I guess my hypothetical would be an F/O with 4 trips that pays 25 each to equal 100 for the month. He should make $4300 that month, but gives it all away. It's picked up by 2nd year pilots that fly it at $72/trip and so the company has to pay $7200. That's a $2900 premium paid by the company...
Now the 1st year pilot goes out and picks up 4 crummy weekend 3 days at 20TFP each. 80x72=$5670. But his original rate would have paid him 80x43=$3440. So the true premium for these trips was $5670-3440 = $2230.

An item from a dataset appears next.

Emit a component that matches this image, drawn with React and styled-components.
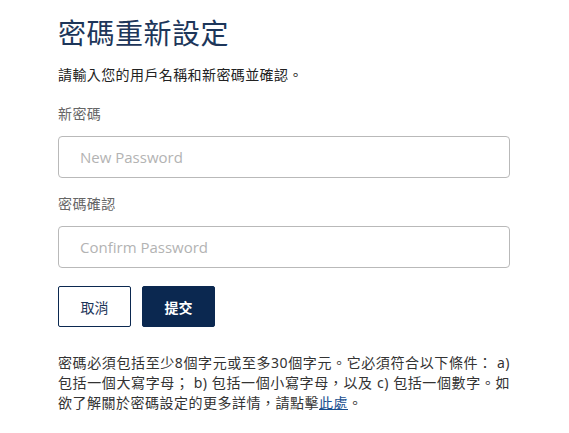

So total EXTRA paid by the company for these trips is $2230+$2900=$5130
Now, lets say that none of this happened. No trading/dropping took place. What happened to those 4 DOT trips that paid 80? They have to be assinged to Joe Reserve pilot. Now, not only is Joe reserve pilot getting paid $43x90 for the month, he's putting 7.3% in his 401k, getting sick once or twice a year, Jeppesen has to send him revisions... you see where I'm going with this... I think an extra reserve pilot to cover those 80 TFP worth of flying costs more than the $5130 PREMIUM the company had to pay for existing pilots to pick up that extra time.
I realize that you can plug different numbers in above and get different results, but I think that if we are saving bodies on the property, we are saving money. I guess the bottom line is as long as I'm flying 95+ hard hours per month, it's hard to feel any guilt about how much I'm getting paid for it ;-) I think I'm doing the company a favor. Win win.